(By Daniel Bradlow and  Kevin P. Gallagher)

On July 9, the International Monetary Fund’s executive board agreed to inject the equivalent of $650 billion in Special Drawing Rights — IMF’s unique reserve asset — into the world economy.

The most significant multilateral financial effort in decades, this historic decision should help states maintain liquidity and gain fiscal space to battle the pandemic while mounting a green and inclusive recovery.

To work truly though, the allocation must be done in a way that optimizes the access of low- and middle-income countries to these reserve assets both now and into the future. 

This will be the largest SDR allocation IMF has ever made. It will more than double the total amount of SDRs that IMF has issued since the creation of SDR in 1969 and will increase the current level of global foreign exchange reserves by about 5%. How it is implemented will influence the future evolution of international public finance.

To maximize the use of SDRs in the COVID-19 era, three problems must be addressed.

First, the majority of SDRs will flow to countries that will not need or use them. IMF is legally bound to allocate new issuances of SDRs among its members according to their quotas rather than according to financial need. Because high-income countries have the largest quotas, they will receive most of the allocation — approximately $390 billion, or 60% of the total allocation — even though they do not need additional reserves.

LMICs who most need new resources will not receive enough to overcome the shock that the COVID-19 pandemic has inflicted on their economies and citizens, let alone address their other daunting social, economic, and environmental challenges. 

Second, the international community needs to build an effective SDR reallocation mechanism. In recognition of this problem, the G-20 has charged IMF with advancing options for recycling SDRs to those countries that need them most.

Third, while the creation of $650 billion in SDRs is unprecedented, it is not enough. The United Nations has estimated emerging markets and LMICs will require upward of $2.5 trillion to restore liquidity and gain the fiscal space for a proper recovery. Civil society groups estimate that they may need at least $3 trillion.  

History offers an important warning regarding these problems. When SDRs were being created, LMICs advocated for establishing a link between SDRs and development, so that those countries most in need of additional resources would be able to use a more than proportionate share of all SDR allocations to fund their development.

Several proposals were made about how to structure the link — ranging from requirements for high-income countries to make donations to the International Development Association, the World Bank agency that lends to low-income countries, to direct allocation of SDRs to development agencies.

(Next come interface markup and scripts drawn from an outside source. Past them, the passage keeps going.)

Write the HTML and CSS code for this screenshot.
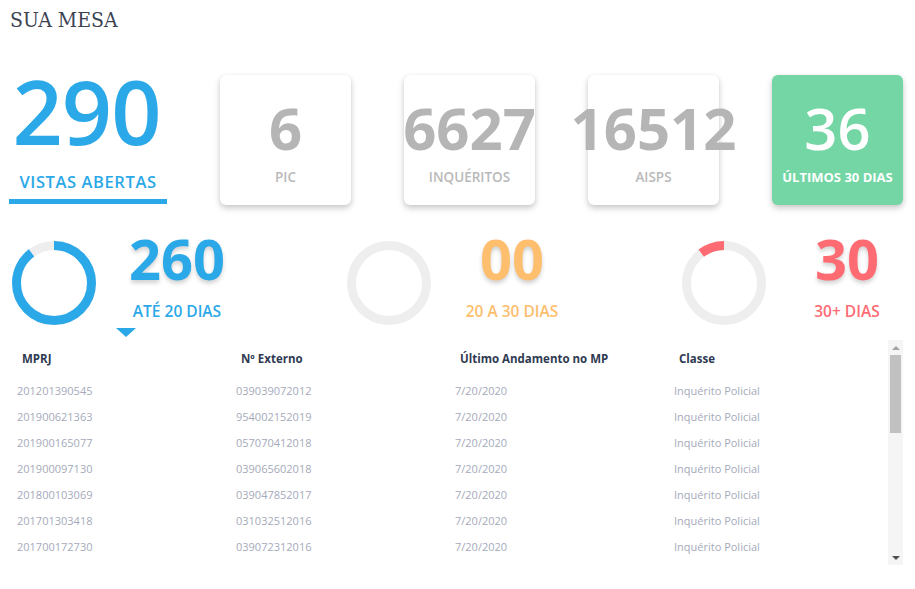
FILE: index.html
```html
<!DOCTYPE html>
<html lang="pt-BR">
<head>
<meta charset="utf-8">
<title>Sua Mesa</title>
<link rel="stylesheet" href="styles.css">
</head>
<body>
<div class="page">
  <h1 class="title">SUA MESA</h1>

  <div class="top">
    <div class="hero">
      <div class="hero-num">290</div>
      <div class="hero-label">VISTAS ABERTAS</div>
      <div class="hero-bar"></div>
    </div>
    <div class="cards">
      <div class="card"><div class="card-num">6</div><div class="card-label">PIC</div></div>
      <div class="card"><div class="card-num">6627</div><div class="card-label">INQUÉRITOS</div></div>
      <div class="card"><div class="card-num">16512</div><div class="card-label">AISPS</div></div>
      <div class="card card-green"><div class="card-num">36</div><div class="card-label">ÚLTIMOS 30 DIAS</div></div>
    </div>
  </div>

  <div class="stats">
    <div class="stat stat-blue">
      <svg class="donut" viewBox="0 0 84 84" width="84" height="84">
        <circle class="ring-bg" cx="42" cy="42" r="37.5"/>
        <circle class="ring-val" cx="42" cy="42" r="37.5" stroke-dasharray="211.2 235.6" transform="rotate(-90 42 42)"/>
      </svg>
      <div class="stat-text">
        <div class="stat-num">260</div>
        <div class="stat-label">ATÉ 20 DIAS</div>
        <div class="stat-arrow"></div>
      </div>
    </div>
    <div class="stat stat-orange">
      <svg class="donut" viewBox="0 0 84 84" width="84" height="84">
        <circle class="ring-bg" cx="42" cy="42" r="37.5"/>
      </svg>
      <div class="stat-text">
        <div class="stat-num">00</div>
        <div class="stat-label">20 A 30 DIAS</div>
      </div>
    </div>
    <div class="stat stat-red">
      <svg class="donut" viewBox="0 0 84 84" width="84" height="84">
        <circle class="ring-bg" cx="42" cy="42" r="37.5"/>
        <circle class="ring-val" cx="42" cy="42" r="37.5" stroke-dasharray="24.4 235.6" transform="rotate(-127.3 42 42)"/>
      </svg>
      <div class="stat-text">
        <div class="stat-num">30</div>
        <div class="stat-label">30+ DIAS</div>
      </div>
    </div>
  </div>

  <div class="table-wrap">
    <div class="table">
      <div class="row head">
        <div class="cell">MPRJ</div><div class="cell">Nº Externo</div><div class="cell">Último Andamento no MP</div><div class="cell">Classe</div>
      </div>
      <div class="row"><div class="cell">201201390545</div><div class="cell">039039072012</div><div class="cell">7/20/2020</div><div class="cell">Inquérito Policial</div></div>
      <div class="row"><div class="cell">201900621363</div><div class="cell">954002152019</div><div class="cell">7/20/2020</div><div class="cell">Inquérito Policial</div></div>
      <div class="row"><div class="cell">201900165077</div><div class="cell">057070412018</div><div class="cell">7/20/2020</div><div class="cell">Inquérito Policial</div></div>
      <div class="row"><div class="cell">201900097130</div><div class="cell">039065602018</div><div class="cell">7/20/2020</div><div class="cell">Inquérito Policial</div></div>
      <div class="row"><div class="cell">201800103069</div><div class="cell">039047852017</div><div class="cell">7/20/2020</div><div class="cell">Inquérito Policial</div></div>
      <div class="row"><div class="cell">201701303418</div><div class="cell">031032512016</div><div class="cell">7/20/2020</div><div class="cell">Inquérito Policial</div></div>
      <div class="row"><div class="cell">201700172730</div><div class="cell">039072312016</div><div class="cell">7/20/2020</div><div class="cell">Inquérito Policial</div></div>
    </div>
    <div class="scrollbar" aria-hidden="true">
      <div class="sb-up"></div>
      <div class="sb-track"><div class="sb-thumb"></div></div>
      <div class="sb-down"></div>
    </div>
  </div>
</div>
</body>
</html>
```

FILE: styles.css
```css
* { box-sizing: border-box; }

html, body {
  margin: 0;
  padding: 0;
  background: #ffffff;
}

body {
  font-family: "Open Sans", "Noto Sans", sans-serif;
}

.page {
  width: 915px;
  height: 589px;
  overflow: hidden;
}

.title {
  margin: 0;
  padding: 7px 0 0 10px;
  height: 40px;
  font-family: "DejaVu Serif", "Liberation Serif", serif;
  font-stretch: condensed;
  font-weight: 400;
  font-size: 21px;
  line-height: 26px;
  color: #3b4252;
}

/* ---- top row ---- */
.top {
  display: flex;
  align-items: flex-start;
  margin-top: 27px;
  padding-left: 9px;
}

.hero {
  width: 158px;
  display: flex;
  flex-direction: column;
  align-items: center;
}

.hero-num {
  font-size: 88px;
  line-height: 88px;
  height: 88px;
  font-weight: 600;
  color: #2ba8e8;
  letter-spacing: -1px;
  margin-left: -3px;
}

.hero-label {
  margin-top: 17px;
  font-size: 16.5px;
  line-height: 20px;
  font-weight: 600;
  letter-spacing: 0.6px;
  color: #2ba8e8;
}

.hero-bar {
  margin-top: 7px;
  width: 158px;
  height: 5px;
  background: #2ba8e8;
}

.cards {
  display: flex;
  gap: 53px;
  margin-left: 53px;
  margin-top: 8px;
}

.card {
  width: 131px;
  height: 130px;
  border-radius: 6px;
  background: #ffffff;
  box-shadow: 0 3px 6px rgba(0, 0, 0, 0.22), 0 0 2px rgba(0, 0, 0, 0.06);
  display: flex;
  flex-direction: column;
  align-items: center;
  padding-top: 24px;
}

.card-num {
  font-size: 58px;
  line-height: 58px;
  height: 58px;
  font-weight: 700;
  color: #b5b5b5;
  white-space: nowrap;
}

.card-label {
  margin-top: 11px;
  font-size: 13.5px;
  line-height: 18px;
  font-weight: 600;
  color: #b9b9b9;
  white-space: nowrap;
}

.card-green {
  background: #73d6a4;
}

.card-green .card-num,
.card-green .card-label {
  color: #ffffff;
}

.card-green .card-num {
  font-weight: 600;
}

.card-green .card-label {
  font-size: 13px;
  font-weight: 700;
}

/* ---- stats row ---- */
.stats {
  display: flex;
  gap: 109px;
  margin-top: 25px;
  padding-left: 12px;
  height: 110px;
}

.stat {
  display: flex;
  align-items: flex-start;
  gap: 20px;
}

.donut {
  display: block;
  margin-top: 11px;
  flex: none;
}

.ring-bg {
  fill: none;
  stroke: #eeeeee;
  stroke-width: 9;
}

.ring-val {
  fill: none;
  stroke-width: 9;
}

.stat-blue .ring-val { stroke: #2ba8e8; }
.stat-red .ring-val { stroke: #fe6b73; }

.stat-text {
  width: 122px;
  display: flex;
  flex-direction: column;
  align-items: center;
}

.stat-num {
  font-size: 56px;
  line-height: 56px;
  height: 56px;
  font-weight: 700;
  text-shadow: 0 3px 4px rgba(0, 0, 0, 0.18);
}

.stat-label {
  margin-top: 16px;
  font-size: 15.5px;
  line-height: 18px;
  font-weight: 600;
  white-space: nowrap;
}

.stat-arrow {
  align-self: flex-start;
  margin-top: 8px;
  width: 0;
  height: 0;
  border-left: 10px solid transparent;
  border-right: 10px solid transparent;
  border-top: 9px solid #2ba8e8;
}

.stat-blue .stat-num, .stat-blue .stat-label { color: #2ba8e8; }
.stat-orange .stat-num, .stat-orange .stat-label { color: #fdbe6d; }
.stat-red .stat-num, .stat-red .stat-label { color: #fe6b73; }

/* ---- table ---- */
.table-wrap {
  display: flex;
  margin-left: 10px;
  width: 893px;
  height: 225px;
}

.table {
  flex: 1;
  overflow: hidden;
}

.row {
  display: grid;
  grid-template-columns: 219px 219px 219px 1fr;
  height: 26px;
  align-items: center;
}

.row .cell {
  padding-left: 7px;
  font-size: 11px;
  color: #a5aaba;
  white-space: nowrap;
}

.row.head {
  height: 37px;
}

.row.head .cell {
  padding-left: 12px;
  font-size: 11.5px;
  font-weight: 700;
  color: #2f3a52;
}

/* drawn scrollbar */
.scrollbar {
  width: 15px;
  flex: none;
  background: #f5f5f5;
  display: flex;
  flex-direction: column;
  align-items: center;
}

.sb-up,
.sb-down {
  height: 15px;
  width: 15px;
  display: flex;
  align-items: center;
  justify-content: center;
  flex: none;
}

.sb-up::before {
  content: "";
  border-left: 4px solid transparent;
  border-right: 4px solid transparent;
  border-bottom: 4px solid #a3a3a3;
}

.sb-down::before {
  content: "";
  border-left: 4px solid transparent;
  border-right: 4px solid transparent;
  border-top: 4px solid #505050;
}

.sb-track {
  flex: 1;
  width: 100%;
  display: flex;
  justify-content: center;
}

.sb-thumb {
  width: 11px;
  height: 78px;
  background: #c1c1c1;
}
```
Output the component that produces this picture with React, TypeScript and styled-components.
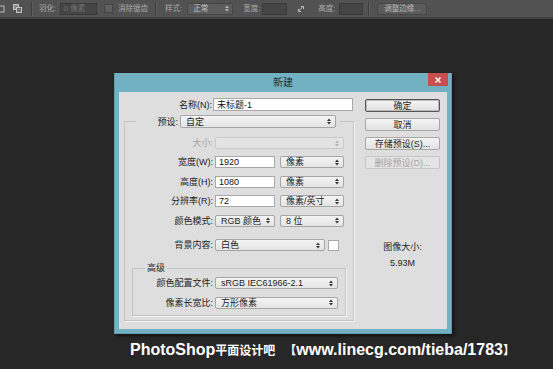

The international community should acknowledge that, despite its historical significance, the $650 billion allocation of SDRs does not fully meet the needs of LMICs.

Unfortunately, there was no agreement on the best approach. The high-income countries exploited the divisions among the proponents and defeated efforts to create an SDR-development linkage.  

There is a risk of this history repeating. SDRs can be used in many potential ways: to support the liquidity needs of LMICs countries; to fund vaccines and other COVID-19-related expenses; to address climate change and other environmental risks, or to promote the 2030 Sustainable Development Goals.  

There are also several different ways to implement the recycling effort.  

One option is to utilize IMF’s Poverty Reduction and Growth Trust, which IMF currently uses to provide concessional financing to low-income counties. There is precedent in that PRGT has been supported by SDRs in the past and has experience financing operations in low-income countries in difficulty.

But IMF support for low-income countries often comes with problematic conditionalities such as tax increases and cuts in social expenditures. IMF itself appears to be on the brink of proposing a new trust, which would address climate change — the Resilience and Sustainability Trust. A third option, which has also been used in the past, is to allow each high-income country to decide for itself how to reallocate its SDRs to help LMICs.  

The international community should use this historic opportunity to establish an innovative strategy for recycling SDRs to LMICs. A necessary first step is to incorporate the 15 entities, besides IMF and its member states, that are authorized holders of SDRs into the reallocation process. These entities include four supranational central banks, three regional monetary authorities, and eight development institutions.

They should be invited to collaborate with each other to establish dedicated mechanisms to hold and distribute SDRs among the relevant states in ways that ensure the SDRs are used in compliance with the following five operating and governance principles:

  • Reallocated SDRs are made available to all LMICs who can demonstrate that they need additional liquidity, regardless of their income level.
  • High-income countries do not use the reallocations as an excuse to reduce their current aid commitments.
  • Reallocations do not result in the receiving countries incurring any financial costs beyond what is required by the SDR rules.
  • Neither IMF and the other authorized holders nor the reallocating countries attach any additional conditions to the use of the reallocated SDRs other than those arising from the current SDR rules.
  • Decision-making procedures and operational policies and practices of the mechanism should be transparent, and, as appropriate, should provide opportunities for accountability to and participation by all their stakeholders.

Finally, the international community should acknowledge that, despite its historical significance, the $650 billion allocations of SDRs does not fully meet the needs of LMICs. Consequently, it should agree that IMF will make further SDR allocations, for example, every year for the next three to five years. These new allocations should be coupled with recycling mechanisms in compliance with the above principles.  

The human, ecological, and economic health of the planet may depend on it.